Dommages-intérêts présumés
(2) La personne qui reçoit des pourriels en quantité telle qu'ils lui causent, de l'avis du tribunal, des inconvénients importants est réputée avoir subi des dommages, même s'ils ne sont pas établis de façon spécifique, et le tribunal peut lui accorder des dommages-intérêts tant généraux qu'exemplaires.
Entrée en vigueur
13. La présente loi entre en vigueur le jour que le lieutenant-gouverneur fixe par proclamation.
Titre abrégé
14. Le titre abrégé de la présente loi est Loi anti-pourriel de 2004.
NOTE EXPLICATIVE
Le projet de loi prévoit des initiatives visant à contrôler les pourriels sur Internet.
Les articles 2 et 3 exigent du ministre des Services aux consommateurs et aux entreprises qu'il procède à des consultations auprès d'autres gouvernements et de l'Association canadienne des fournisseurs Internet concernant le contrôle des pourriels.

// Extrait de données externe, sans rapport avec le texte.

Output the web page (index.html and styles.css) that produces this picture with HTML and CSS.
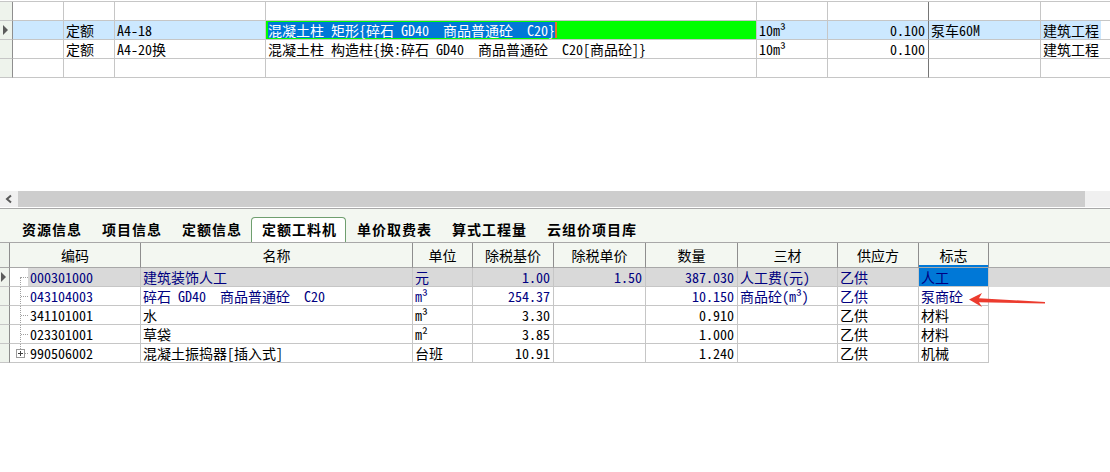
FILE: index.html
```html
<!DOCTYPE html>
<html lang="zh-CN">
<head>
<meta charset="utf-8">
<title>定额工料机</title>
<link rel="stylesheet" href="styles.css">
</head>
<body>
<div class="top-grid">
  <div class="trow">
    <div class="c ind"></div><div class="c"></div><div class="c"></div><div class="c"></div><div class="c"></div><div class="c"></div><div class="c dark"></div><div class="c"></div><div class="c nob"></div><div class="c nob"></div>
  </div>
  <div class="trow sel">
    <div class="c ind"><span class="ptr"></span></div>
    <div class="c"></div>
    <div class="c">定额</div>
    <div class="c">A4-18</div>
    <div class="c edit"><span class="hl">混凝土柱 矩形{碎石 GD40  商品普通砼  C20}</span><span class="caret"></span></div>
    <div class="c">10m³</div>
    <div class="c dark num">0.100</div>
    <div class="c">泵车60M</div>
    <div class="c nob">建筑工程</div>
    <div class="c nob white"></div>
  </div>
  <div class="trow">
    <div class="c ind"></div>
    <div class="c"></div>
    <div class="c">定额</div>
    <div class="c">A4-20换</div>
    <div class="c">混凝土柱 构造柱{换:碎石 GD40  商品普通砼  C20[商品砼]}</div>
    <div class="c">10m³</div>
    <div class="c dark num">0.100</div>
    <div class="c"></div>
    <div class="c nob">建筑工程</div>
    <div class="c nob"></div>
  </div>
  <div class="trow">
    <div class="c ind"></div><div class="c"></div><div class="c"></div><div class="c"></div><div class="c"></div><div class="c"></div><div class="c dark"></div><div class="c"></div><div class="c nob"></div><div class="c nob"></div>
  </div>
</div>

<div class="hscroll">
  <div class="sbtn"><svg width="18" height="16" viewBox="0 0 18 16"><polyline points="11,4.5 7,8 11,11.5" fill="none" stroke="#5a5a5a" stroke-width="2"/></svg></div>
  <div class="sthumb"></div>
  <div class="strack"></div>
</div>

<div class="tabs">
  <div class="tab">资源信息</div>
  <div class="tab">项目信息</div>
  <div class="tab">定额信息</div>
  <div class="tab active">定额工料机</div>
  <div class="tab">单价取费表</div>
  <div class="tab">算式工程量</div>
  <div class="tab">云组价项目库</div>
</div>

<div class="bgrid">
  <div class="brow head">
    <div class="c ind"></div>
    <div class="c">编码</div>
    <div class="c">名称</div>
    <div class="c">单位</div>
    <div class="c">除税基价</div>
    <div class="c">除税单价</div>
    <div class="c">数量</div>
    <div class="c">三材</div>
    <div class="c">供应方</div>
    <div class="c cur">标志</div>
    <div class="c nob"></div>
  </div>
  <div class="brow gray navy">
    <div class="c ind"><span class="ptr"></span></div>
    <div class="c code"><span class="tree first"></span><span class="ctext">000301000</span></div>
    <div class="c">建筑装饰人工</div>
    <div class="c">元</div>
    <div class="c num">1.00</div>
    <div class="c num">1.50</div>
    <div class="c num">387.030</div>
    <div class="c">人工费(元)</div>
    <div class="c">乙供</div>
    <div class="c blue">人工</div>
    <div class="c nob"></div>
  </div>
  <div class="brow navy">
    <div class="c ind"></div>
    <div class="c code"><span class="tree"></span><span class="ctext">043104003</span></div>
    <div class="c">碎石 GD40  商品普通砼  C20</div>
    <div class="c">m³</div>
    <div class="c num">254.37</div>
    <div class="c num"></div>
    <div class="c num">10.150</div>
    <div class="c">商品砼(m³)</div>
    <div class="c">乙供</div>
    <div class="c">泵商砼</div>
    <div class="c nob"></div>
  </div>
  <div class="brow">
    <div class="c ind"></div>
    <div class="c code"><span class="tree"></span><span class="ctext">341101001</span></div>
    <div class="c">水</div>
    <div class="c">m³</div>
    <div class="c num">3.30</div>
    <div class="c num"></div>
    <div class="c num">0.910</div>
    <div class="c"></div>
    <div class="c">乙供</div>
    <div class="c">材料</div>
    <div class="c nob"></div>
  </div>
  <div class="brow">
    <div class="c ind"></div>
    <div class="c code"><span class="tree"></span><span class="ctext">023301001</span></div>
    <div class="c">草袋</div>
    <div class="c">m²</div>
    <div class="c num">3.85</div>
    <div class="c num"></div>
    <div class="c num">1.000</div>
    <div class="c"></div>
    <div class="c">乙供</div>
    <div class="c">材料</div>
    <div class="c nob"></div>
  </div>
  <div class="brow">
    <div class="c ind"></div>
    <div class="c code"><span class="tree last"><span class="plus"></span></span><span class="ctext">990506002</span></div>
    <div class="c">混凝土振捣器[插入式]</div>
    <div class="c">台班</div>
    <div class="c num">10.91</div>
    <div class="c num"></div>
    <div class="c num">1.240</div>
    <div class="c"></div>
    <div class="c">乙供</div>
    <div class="c">机械</div>
    <div class="c nob"></div>
  </div>
</div>

<svg class="red-arrow" width="85" height="20" viewBox="0 0 85 20">
  <path d="M4,9.5 L17,3 L14,8.3 L80,12 L80,13.4 L14,12.3 L17,17 Z" fill="#ec3b2e"/>
</svg>
</body>
</html>
```

FILE: styles.css
```css
* { box-sizing: border-box; }

html, body {
  margin: 0;
  padding: 0;
  background: #ffffff;
  width: 1110px;
  height: 472px;
  overflow: hidden;
}

body {
  position: relative;
  font-family: "Noto Sans Mono CJK SC", "Noto Sans CJK SC", "Liberation Mono", monospace;
  font-size: 14px;
  color: #000000;
}

/* ---------- top grid ---------- */
.top-grid {
  margin-top: 1px;
  border-top: 1px solid #c6c6c6;
  margin-bottom: 113px;
}

.trow {
  display: grid;
  grid-template-columns: 13px 51px 51px 151px 491px 71px 101px 112px 60px 1fr;
  height: 19px;
}

.c {
  height: 100%;
  border-right: 1px solid #c6c6c6;
  border-bottom: 1px solid #c6c6c6;
  padding: 0 2px;
  line-height: 18px;
  white-space: pre;
  overflow: hidden;
}

.c.nob { border-right: none; }
.c.dark { border-right-color: #767676; }
.c.num { text-align: right; padding-right: 3px; }

.c.ind {
  background: #eef3ec;
  border-right-color: #8e8e8e;
  padding: 0;
  display: flex;
  align-items: center;
}

.ptr {
  display: block;
  width: 0;
  height: 0;
  margin-left: 3px;
  border-left: 5px solid #5c5c5c;
  border-top: 5px solid transparent;
  border-bottom: 5px solid transparent;
}

.trow.sel .c { background: #cce8ff; }
.trow.sel .c.ind { background: #eef3ec; }
.trow.sel .c.white { background: #ffffff; }

.trow.sel .c.edit {
  background: #00ff00;
  padding: 1px 0 1px 2px;
  display: flex;
  align-items: stretch;
}

.hl {
  background: #0078d7;
  color: #ffffff;
  line-height: 16px;
}

.caret {
  width: 2px;
  background: #e5702a;
}

/* ---------- horizontal scrollbar ---------- */
.hscroll {
  display: flex;
  height: 16px;
}

.sbtn {
  width: 18px;
  background: #f0f0f0;
  display: flex;
}

.sthumb {
  width: 1067px;
  background: #cdcdcd;
}

.strack {
  flex: 1;
  background: #f0f0f0;
}

/* ---------- tabs ---------- */
.tabs {
  margin-top: 1px;
  border-top: 1px solid #a8a8a8;
  border-bottom: 1px solid #a8a8a8;
  background: #f3f7f1;
  height: 35px;
  display: flex;
  align-items: flex-end;
  padding-left: 11px;
}

.tab {
  height: 25px;
  padding: 0 8px 0 10px;
  border: 1px solid transparent;
  border-bottom: none;
  font-weight: bold;
  letter-spacing: 1px;
  line-height: 23px;
  white-space: nowrap;
}

.tab.active {
  background: #ffffff;
  border-color: #6f9f6f;
  border-radius: 4px 4px 0 0;
}

/* ---------- bottom grid ---------- */
.brow {
  display: grid;
  grid-template-columns: 10px 131px 272px 60px 81px 92px 92px 100px 81px 70px 1fr;
  height: 19px;
}

.brow.head {
  height: 25px;
  background: #f3f7f1;
}

.brow.head .c {
  text-align: center;
  line-height: 24px;
  border-right-color: #8e8e8e;
  border-bottom-color: #a8a8a8;
}

.brow.head .c.nob { border-right: none; }

.brow.head .c.cur {
  box-shadow: inset 0 -2px 0 #0078d7;
}

.brow .c.nob { border-bottom: none; }
.brow.head .c.nob { border-bottom: 1px solid #a8a8a8; }

.brow.navy { color: #000080; }

.brow.gray .c { background: #d9d9d9; }
.brow.gray .c.ind { background: #eef3ec; }
.brow.gray .c.code { background: #ffffff; }
.brow.gray .c.blue { background: #0078d7; }

.c.code {
  padding: 0;
  display: flex;
}

.tree {
  position: relative;
  width: 18px;
  flex: none;
  height: 100%;
}

.tree::before {
  content: "";
  position: absolute;
  left: 10px;
  top: 0;
  bottom: -1px;
  border-left: 1px dotted #a0a0a0;
}

.tree.first::before { top: 9px; }
.tree.last::before { bottom: 9px; }

.tree::after {
  content: "";
  position: absolute;
  left: 11px;
  width: 7px;
  top: 9px;
  border-top: 1px dotted #a0a0a0;
}

.plus {
  position: absolute;
  left: 6px;
  top: 5px;
  width: 9px;
  height: 9px;
  border: 1px solid #9a9a9a;
  background: #ffffff;
  z-index: 1;
}

.plus::before,
.plus::after {
  content: "";
  position: absolute;
  background: #404040;
}

.plus::before { left: 1px; right: 1px; top: 3px; height: 1px; }
.plus::after { top: 1px; bottom: 1px; left: 3px; width: 1px; }

.ctext {
  flex: 1;
  padding-left: 2px;
}

.brow.gray .ctext { background: #d9d9d9; }

.brow .c.ind .ptr { margin-left: 1px; }

/* ---------- annotation ---------- */
.red-arrow {
  position: absolute;
  left: 965px;
  top: 290px;
}
```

L'article 4 du projet de loi prévoit que toute personne peut déposer auprès du ministre ou de l'organisme à qui il a délégué cette responsabilité un avis indiquant qu'elle souhaite figurer sur une liste anti-pourriel. Toute personne envoyant un pourriel doit d'abord vérifier si l'adresse du destinataire figure sur la liste anti-pourriel. La liste n'est pas un document public et le ministre ne fournira à son égard que de l'information négative, par exemple, qu'une adresse ne figure pas sur la liste.
L'article 9 du projet de loi prévoit que si un message envoyé est reçu par une personne en Ontario, il est réputé avoir été envoyé à cette personne et l'envoi est réputé avoir été fait en Ontario.
Le projet de loi prévoit des infractions et des peines plus sévères à l'égard des messages relatifs à la pornographie, aux activités sexuelles explicites et aux tentatives de fraudes ainsi qu'à l'égard des messages qui s'adressent aux enfants. Il prévoit aussi une cause d'action lorsque la quantité de messages est telle qu'elle cause des inconvénients.